Ville-château du domaine de Tanaka, Fujieda-juku était la 22è station du Tokaïdo, mais aussi un relais le long du Unuma Kaido (Chemin Unuma) qui allait vers Sagara, région productrice de sel. Cette ville florissante offrait alors 37 hatago à l'apogée de sa prospérité. L'estampe d'Hiroshige montre l'activité réelle d'une shukuba où il fallait changer les chevaux et les coolies pour permettre une transmission rapide des messages à haute priorité et des marchandises entre Edo et Kyoto.
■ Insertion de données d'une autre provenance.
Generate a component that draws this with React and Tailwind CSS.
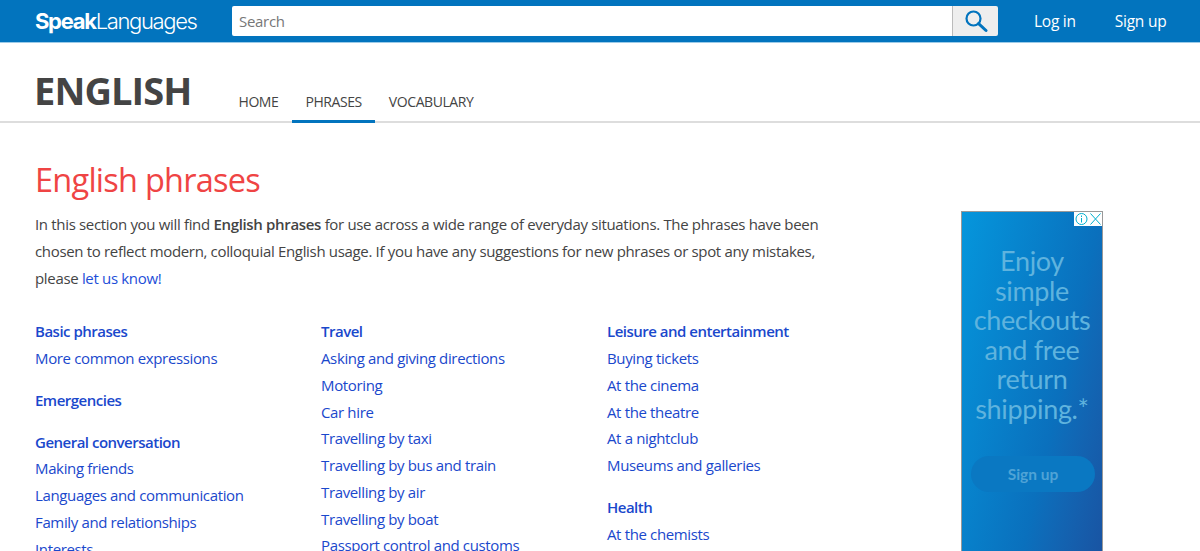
const F = { fontFamily: '"Open Sans", "Noto Sans", sans-serif' };

function Group({ title, items }) {
  return (
    <div className="mb-[15px]">
      <div className="h-[26.75px] leading-[26.75px] font-semibold tracking-[-0.5px]">{title}</div>
      {items.map((t) => (
        <div key={t} className="h-[26.75px] leading-[26.75px] tracking-[-0.36px]">{t}</div>
      ))}
    </div>
  );
}

function Tab({ children, active }) {
  return (
    <div className={"px-[13.5px] h-[39px] leading-[36px] text-[14px] font-medium tracking-[-0.42px] text-[#444] " + (active ? "border-b-[3px] border-[#0274be]" : "")}>
      {children}
    </div>
  );
}

export default function App() {
  return (
    <div className="h-[551px] overflow-hidden bg-white text-[15px] text-[#444]" style={F}>
      <header className="h-[43px] bg-[#0274be] border-b border-[#9ccbe8] flex items-center">
        <div className="pl-[35px] w-[232px] text-white text-[22px] leading-none" style={{ fontFamily: '"Inter", "Liberation Sans", sans-serif' }}>
          <span className="font-bold tracking-[-1.3px]">Speak</span><span className="font-light tracking-[-1.35px]">Languages</span>
        </div>
        <div className="w-[766px] h-[30px] flex rounded-[2px] overflow-hidden -mt-[1px]">
          <div className="w-[721px] bg-white border-r border-[#bbb] pl-[7px] leading-[30px] text-[#777] text-[15px] tracking-[-0.3px]">Search</div>
          <div className="flex-1 bg-[#eee] flex items-center justify-center">
            <svg width="24" height="24" viewBox="0 0 24 24" fill="none" stroke="#0274be" strokeWidth="2.2">
              <circle cx="9.5" cy="9.5" r="7" />
              <path d="M14.6 14.6 L22 21.5" strokeLinecap="round" strokeWidth="3" />
            </svg>
          </div>
        </div>
        <div className="ml-[36px] pt-[1px] text-white text-[15.5px] tracking-[-0.25px]">Log in</div>
        <div className="ml-[39px] pt-[1px] text-white text-[15.5px] tracking-[-0.25px]">Sign up</div>
      </header>

      <div className="h-[80px] border-b-2 border-[#ddd] flex items-end pl-[35px]">
        <div className="w-[190px] -ml-[1px] mr-[1px] text-[38px] font-bold text-[#444] leading-none pb-[12px] tracking-[-0.9px]">ENGLISH</div>
        <div className="flex -mb-[2px]">
          <Tab>HOME</Tab>
          <Tab active>PHRASES</Tab>
          <Tab>VOCABULARY</Tab>
        </div>
      </div>

      <main className="flex pl-[35px]">
        <div className="w-[926px]">
          <h1 className="mt-[33px] text-[32.5px] leading-[48px] text-[#ef4444] font-normal tracking-[-0.75px]">English phrases</h1>
          <p className="mt-[7px] w-[800px] leading-[26.75px] tracking-[-0.33px]">
            In this section you will find <b className="font-semibold">English phrases</b> for use across a wide range of everyday situations. The phrases have been chosen to reflect modern, colloquial English usage. If you have any suggestions for new phrases or spot any mistakes, please <span className="text-[#1d4ed8]">let us know!</span>
          </p>
          <div className="mt-[27px] flex text-[#1a48cc]">
            <div className="w-[286px]">
              <Group title="Basic phrases" items={["More common expressions"]} />
              <Group title="Emergencies" items={[]} />
              <Group title="General conversation" items={["Making friends", "Languages and communication", "Family and relationships", "Interests"]} />
            </div>
            <div className="w-[286px]">
              <Group title="Travel" items={["Asking and giving directions", "Motoring", "Car hire", "Travelling by taxi", "Travelling by bus and train", "Travelling by air", "Travelling by boat", "Passport control and customs"]} />
            </div>
            <div className="w-[286px]">
              <Group title="Leisure and entertainment" items={["Buying tickets", "At the cinema", "At the theatre", "At a nightclub", "Museums and galleries"]} />
              <Group title="Health" items={["At the chemists"]} />
            </div>
          </div>
        </div>
        <aside className="relative mt-[88px] w-[142px] h-[600px] shrink-0 border-t border-x border-[#999] bg-gradient-to-br from-[#0596dc] via-[#0a70bd] to-[#1c3f8f] text-center text-[#5fb3de]">
          <div className="absolute top-0 right-0 flex bg-white h-[14px]">
            <svg width="15" height="14" viewBox="0 0 15 14" fill="none" stroke="#00aecd" strokeWidth="1"><circle cx="7.5" cy="7" r="5.5" /><path d="M7.5 6v4.5M7.5 3.5v1.5" /></svg>
            <svg width="13" height="14" viewBox="0 0 13 14" fill="none" stroke="#00aecd" strokeWidth="1"><path d="M1.5 1.5l10 11M11.5 1.5l-10 11" /></svg>
          </div>
          <div className="pt-[34px] text-[27px] leading-[29.6px] tracking-[-0.35px]" style={{ fontFamily: '"Lato", sans-serif' }}>
            Enjoy<br />simple<br />checkouts<br />and free<br />return<br />shipping.*
          </div>
          <div className="ml-[9px] mr-[7px] mt-[32px] h-[36px] rounded-full bg-[#0a78c2] text-[#4fa3d6] font-bold text-[15.5px] leading-[36px]" style={{ fontFamily: '"Lato", sans-serif' }}>Sign up</div>
        </aside>
      </main>
    </div>
  );
}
Plus tard, au début de l'ère Meiji, les résidents protesteront contre la construction de la ligne de chemin de fer Tokaïdo. Ces gens craignaient en effet que les fumées et cendres des machines à vapeur ne détruisent leurs récoltes de thé vert. A la suite du blocage de la construction de cette ligne, il fut décidé de faire passer celle-ci plus loin, à trois kilomètre du village, qui se privera ainsi de l'essor généré par l'arrivée du chemin de fer. Aujourd'hui, Fujieda, après avoir servi de lieu de repos pour les pèlerins, joue le rôle de... ville-dortoir pour Shizuoka.

 

INFOS PRATIQUES :


  • Site de la ville de Fujieda : http://www.city.fujieda.shizuoka.jp/

  • Musée des arts populaires et de la litérature de Fujieda : entrée 100 yens. Ouvert tous les jours (sauf le lundi) de 9h00 à 17h00.

  • Des petites poupées avec des cheveux coiffés en forme de huit (c'est leur spécificité) ornent les temples de la ville. Cette production « fait main » a cours depuis le XIX è siècle.